La tangente sarebbe poi stata suddivisa. Lo testimonierebbero alcuni appunti sulla agende e sulle buste, puntualmente interpretati dalla segretaria Orbani. Il 18 dicembre 2013 si legge: “-5 (Agostino) = 55”. Secondo i pm Pedio e Fusco, questo “lascia intendere che Vassallo abbia effettuato un prelievo di 5 mila euro da destinare verosimilmente a Terlizzi (ex Gdf, ndr)”. Due giorni dopo, il 20 dicembre, un altro prelievo dalla busta, sempre di 5 mila euro.

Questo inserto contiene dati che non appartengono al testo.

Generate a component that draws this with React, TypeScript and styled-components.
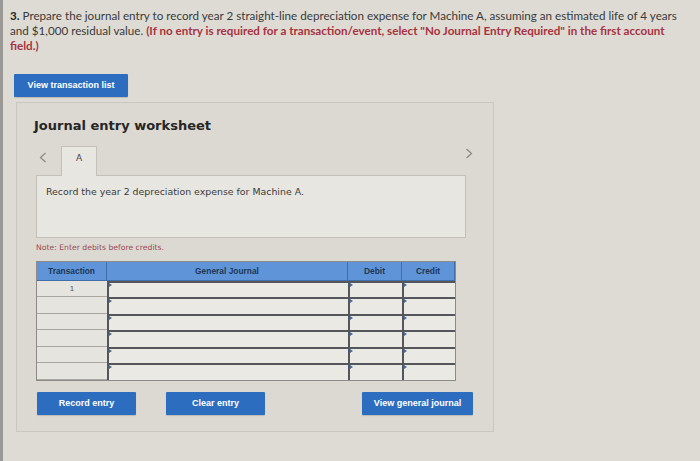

Ricostruisce Orbani: “Vassallo aveva pronto un cesto natalizio da consegnare al dottor Luigi Pellini (giudice tributario, ndr). Mi disse che sarebbe andato all’appuntamento per consegnare la busta coi contanti e il cesto”. Il 23 dicembre, infine, è il turno del giudice Vignoli Rinaldi: altri 5 mila euro. “Come per Pellini – chiarisce la Orbani – (Vassallo) portò un cesto di Natale”.
I rimanenti 45mila euro vengono depositati in una cassetta di sicurezza presso la Banca Unicredit di piazza San Babila a Milano, dove infatti il denaro viene trovato dalla Guardia di finanza. Assieme a un’altra busta con dentro 1.400 euro. Anche questo contante proviene, secondo i pm, dall’imprenditore Invernizzi, il quale si sarebbe accordato con Vassallo per la consegna (avvenuta solo parzialmente) di ulteriori 5 mila euro in caso di sentenze favorevoli. Circostanze che si sono in effetti verificate, in un caso con qualche difficoltà. Lo scrive lo stesso giudice Vignoli Rinaldi in una mail indirizzata a Vassallo: “Ho dovuto lottare, o meglio tenere a bada (…) la testardaggine del giudice relatore (Rag. Antonio Rigoldi). Quest’ultimo sosteneva – a ragione – che nel ricorso (della Eurocantieri Srl, ndr) era stata chiesta solo la sospensione della cartella e non il suo annullamento”. Ma alla fine, chiosa il giudice soddisfatto, “ho convinto presidente e relatore ad accogliere il ricorso, anche nel merito”.